When you picture yourself driving down the open road, the wind in your hair and the sun at your back, you probably don’t also picture an avalanche of debt slowly and steadily weighing you down. But for most Americans, that’s precisely what purchasing a new car means. Even used cars can carry hefty price tags, and paying in cash is out of reach for most people.
So how can you save on a South Dakota car purchase? Flood cars might be an option. These cars need significant repairs. But if you’re willing to put in the work, you could have a great vehicle at a fraction of the price. You may even be able to get a new title, and then sell the car for a profit—but only if you’re willing to put in some work.
About Flooded Cars in South Dakota
You’d be surprised how quickly a little water can destroy a car. Just a few minutes in water is enough to harm most vehicles. The problem is that a few minutes in water is rarely enough to cause external cosmetic damage. The result? Nothing good. Many flooded cars look completely fine, even though they’re unsafe to drive or in terrible condition.
South Dakota is one of just a handful of states that makes it difficult to discern a car’s flood history. Though most states have a separate title designation for cars with a flood history, South Dakota lumps flooded cars in with other salvage vehicles. This means you’ll know a car was salvaged, but you won’t necessarily know why. And that can make it challenging to assess its value and make a wise buying decision when buying a titled car.

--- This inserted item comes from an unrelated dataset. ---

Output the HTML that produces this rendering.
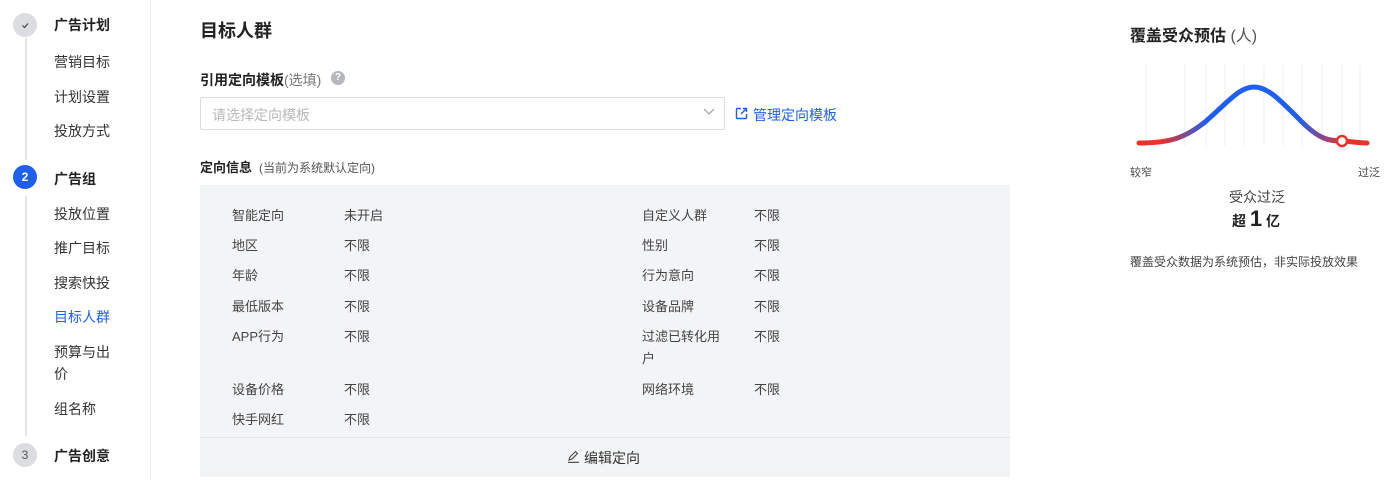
<!DOCTYPE html>
<html><head><meta charset="utf-8"><style>
*{margin:0;padding:0;box-sizing:border-box}
body{width:1400px;height:480px;overflow:hidden;background:#fff;font-family:"Liberation Sans","Noto Sans CJK SC",sans-serif;color:#333;position:relative}
.a{position:absolute;white-space:nowrap}
.nav{font-size:14px;color:#333}
.sh{font-size:14px;font-weight:bold;color:#222}
.circ{position:absolute;width:24px;height:24px;border-radius:50%;left:13px;text-align:center;line-height:24px;font-size:12px}
.t{font-size:13px;color:#444}
</style></head><body>
<div class="a" style="left:25px;top:38px;width:2px;height:122px;background:#e3e4e6"></div>
<div class="a" style="left:25px;top:196px;width:2px;height:240px;background:#e3e4e6"></div>
<div class="a" style="left:150px;top:0;width:1px;height:480px;background:#ececec"></div>
<div class="circ" style="top:13px;background:#dcdde0"><svg width="24" height="24"><path d="M9.5 12.5l2 2 3.5-4" stroke="#444" stroke-width="1.2" fill="none"/></svg></div>
<div class="circ" style="top:165px;background:#1f5ff0;color:#fff;font-weight:bold">2</div>
<div class="circ" style="top:443px;background:#dcdde0;color:#555">3</div>
<div class="a sh" style="left:54px;top:15px">广告计划</div>
<div class="a nav" style="left:54px;top:52px">营销目标</div>
<div class="a nav" style="left:54px;top:87px">计划设置</div>
<div class="a nav" style="left:54px;top:121px">投放方式</div>
<div class="a sh" style="left:54px;top:169px">广告组</div>
<div class="a nav" style="left:54px;top:204px">投放位置</div>
<div class="a nav" style="left:54px;top:238px">推广目标</div>
<div class="a nav" style="left:54px;top:273px">搜索快投</div>
<div class="a nav" style="left:54px;top:307px;color:#1f5ff0">目标人群</div>
<div class="a nav" style="left:54px;top:342px">预算与出</div>
<div class="a nav" style="left:54px;top:364px">价</div>
<div class="a nav" style="left:54px;top:399px">组名称</div>
<div class="a sh" style="left:54px;top:446px">广告创意</div>

<div class="a" style="left:200px;top:17px;font-size:18px;font-weight:bold;color:#222">目标人群</div>
<div class="a" style="left:200px;top:70px;font-size:14px;font-weight:bold;color:#222">引用定向模板<span style="font-weight:normal;color:#777">(选填)</span></div>
<div class="a" style="left:331px;top:71px;width:14px;height:14px;border-radius:50%;background:#b5b7bb;color:#fff;font-size:10px;text-align:center;line-height:14px;font-weight:bold">?</div>
<div class="a" style="left:200px;top:97px;width:525px;height:33px;border:1px solid #dcdde0;border-radius:2px"></div>
<div class="a" style="left:212px;top:105px;font-size:14px;color:#b8b9bc">请选择定向模板</div>
<svg class="a" style="left:703px;top:107px" width="12" height="10"><path d="M1 2l5 5 5-5" stroke="#aaa" fill="none" stroke-width="1.3"/></svg>
<svg class="a" style="left:735px;top:107px" width="13" height="13"><path d="M6 1.5H2A.8.8 0 0 0 1.5 2.3v8.4a.8.8 0 0 0 .8.8h8.4a.8.8 0 0 0 .8-.8V7M8 1.5h3.5V5M11.5 1.5L6 7" stroke="#1f5ff0" fill="none" stroke-width="1.4"/></svg>
<div class="a" style="left:753px;top:105px;font-size:14px;color:#1f5ff0">管理定向模板</div>
<div class="a" style="left:200px;top:157px;font-size:13px;font-weight:bold;color:#222">定向信息 <span style="font-weight:normal;font-size:12px;color:#555">&nbsp;(当前为系统默认定向)</span></div>

<div class="a" style="left:200px;top:185px;width:810px;height:292px;background:#f3f4f6"></div>
<div class="a" style="left:200px;top:437px;width:810px;height:1px;background:#e2e3e6"></div>
<div class="a t" style="left:232px;top:205px">智能定向</div><div class="a t" style="left:344px;top:205px">未开启</div>
<div class="a t" style="left:232px;top:235px">地区</div><div class="a t" style="left:344px;top:235px">不限</div>
<div class="a t" style="left:232px;top:265px">年龄</div><div class="a t" style="left:344px;top:265px">不限</div>
<div class="a t" style="left:232px;top:296px">最低版本</div><div class="a t" style="left:344px;top:296px">不限</div>
<div class="a t" style="left:232px;top:326px">APP行为</div><div class="a t" style="left:344px;top:326px">不限</div>
<div class="a t" style="left:232px;top:379px">设备价格</div><div class="a t" style="left:344px;top:379px">不限</div>
<div class="a t" style="left:232px;top:409px">快手网红</div><div class="a t" style="left:344px;top:409px">不限</div>
<div class="a t" style="left:642px;top:205px">自定义人群</div><div class="a t" style="left:754px;top:205px">不限</div>
<div class="a t" style="left:642px;top:235px">性别</div><div class="a t" style="left:754px;top:235px">不限</div>
<div class="a t" style="left:642px;top:265px">行为意向</div><div class="a t" style="left:754px;top:265px">不限</div>
<div class="a t" style="left:642px;top:296px">设备品牌</div><div class="a t" style="left:754px;top:296px">不限</div>
<div class="a t" style="left:642px;top:326px">过滤已转化用</div><div class="a t" style="left:754px;top:326px">不限</div>
<div class="a t" style="left:642px;top:348px">户</div>
<div class="a t" style="left:642px;top:379px">网络环境</div><div class="a t" style="left:754px;top:379px">不限</div>
<svg class="a" style="left:567px;top:450px" width="13" height="13"><path d="M2 10l1-3 5.5-5.5 2 2L5 9zM1 12.3h11" stroke="#444" fill="none" stroke-width="1.1"/></svg>
<div class="a" style="left:584px;top:448px;font-size:14px;color:#333">编辑定向</div>

<div class="a" style="left:1130px;top:22px;font-size:16px;font-weight:bold;color:#222">覆盖受众预估 <span style="font-weight:normal;color:#555">(人)</span></div>
<svg class="a" style="left:1130px;top:60px" width="250" height="100">
<defs><linearGradient id="g" x1="0" x2="1"><stop offset="0" stop-color="#e8322a"/><stop offset=".1" stop-color="#e8322a"/><stop offset=".3" stop-color="#1f5ff0"/><stop offset=".7" stop-color="#1f5ff0"/><stop offset=".9" stop-color="#e8322a"/><stop offset="1" stop-color="#e8322a"/></linearGradient>
<radialGradient id="sh"><stop offset="0" stop-color="#9fb6ff" stop-opacity=".7"/><stop offset="1" stop-color="#fff" stop-opacity="0"/></radialGradient></defs>
<g stroke="#eeeff1" stroke-width="1">
<line x1="16" y1="5" x2="16" y2="86"/><line x1="55" y1="5" x2="55" y2="86"/><line x1="76" y1="5" x2="76" y2="86"/><line x1="95" y1="5" x2="95" y2="86"/><line x1="114" y1="5" x2="114" y2="86"/><line x1="134" y1="5" x2="134" y2="86"/><line x1="153" y1="5" x2="153" y2="86"/><line x1="172" y1="5" x2="172" y2="86"/><line x1="192" y1="5" x2="192" y2="86"/><line x1="212" y1="5" x2="212" y2="86"/><line x1="230" y1="5" x2="230" y2="86"/></g>
<circle cx="212" cy="84" r="12" fill="url(#sh)"/>
<path d="M9 83C40 83 55 78 75 62C100 40 110 27 124 27C138 27 150 40 172 62C190 80 200 81 212 81C225 82 230 83 237 83" stroke="url(#g)" stroke-width="5" fill="none" stroke-linecap="round"/>
<circle cx="212" cy="81" r="5" fill="#fff" stroke="#e8322a" stroke-width="2.5"/>
</svg>
<div class="a" style="left:1130px;top:164px;font-size:11px;color:#444">较窄</div>
<div class="a" style="left:1358px;top:164px;font-size:11px;color:#444">过泛</div>
<div class="a" style="left:1229px;top:187px;font-size:14px;color:#444">受众过泛</div>
<div class="a" style="left:1232px;top:206px;font-size:14px;font-weight:bold;color:#222">超 <span style="font-size:22px">1</span> 亿</div>
<div class="a" style="left:1130px;top:253px;font-size:12px;color:#444">覆盖受众数据为系统预估，非实际投放效果</div>
</body></html>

Moreover, because South Dakota has no law requiring a specific designation for flooded cars, not all flooded cars have to be salvaged. This means that some used cars might actually be flood vehicles which have sustained significant damage. Thus anyone purchasing any car at all—not just those marketed as flooded vehicles or used cars—should proceed with caution, and make sure they know exactly what they’re getting.
Flood and Salvage Titles in South Dakota
Not all flooded cars in South Dakota are salvage cars. Nor are all salvage cars flooded cars. But a flooded car that is a salvage car carries a special salvage title. Salvage cars cannot be driven on the open road until they are fully rebuilt and pass a safety inspection. Once a salvage car gets a rebuilt designation, it can be sold and driven.
Can I Buy and Repair an South Dakota Flooded Car to Get a New Title?
South Dakota salvage cars, including flood cars, are permanently marked as salvage cars. You can, however, seek a rebuilt title. Indeed, this is required if you want to drive the car. The car must pass an inspection, and you must provide details about each and every part of the car you have rebuilt. This provides a potential buyer with details about whether the car has been improved from its original version, or is made from substandard parts. Thus a rebuilt title is vital if you want to sell a salvage South Dakota car at a profit.
Tips for Successfully Entering the South Dakota Flooded Car Market
Savvy buyers know that any South Dakota car could be a flood car. That means you’ll need to show why the flood car you’ve chosen is different, and why it’s safe to drive. The following strategies can help you successfully enter the market, and potentially turn a tidy profit:
- Apply for a dealer’s license. This allows you to attend dealer auctions, which offer higher quality cars and lower prices.
- Educate yourself about cars. Choose cars that are in high demand in your local market, or else you may end up with a car you cannot sell.
- Set a clear budget for each car you purchase and stick to it. Don’t allow bidding wars and ego to drive up the price of a car that should sell cheaply.
- Have a clear plan to repair the car. Knowing what’s necessary and how long it will take from the outset can help you devise a plan for selling multiple cars, always having money on hand for repairs, and always making a profit.
- Never attempt to obscure a car’s history as a salvage or flood vehicle. This illegal strategy, known as title washing, can land you in jail or in a costly lawsuit.
- Pay for flood cars only in cash. Financing a car that is severely damaged is a bad investment, and few lenders will even consider financing a flooded car anyway.
- Get involved in online and in person salvage car communities. This widens your market beyond your immediate geographic region, and can put you in touch with buyers who are looking for the exact car or cars you have available for sale.
- Be honest with buyers. Misleading sales pitches can land you in legal trouble, and destroy your reputation.
- Become active in your local dealer community. These are experts who can mentor you, let you know whether your strategies are likely to be effective, and welcome you into the dealer community.
- Get to know the car market. Figure out which cars are in demand locally, and focus on providing those cars to buyers.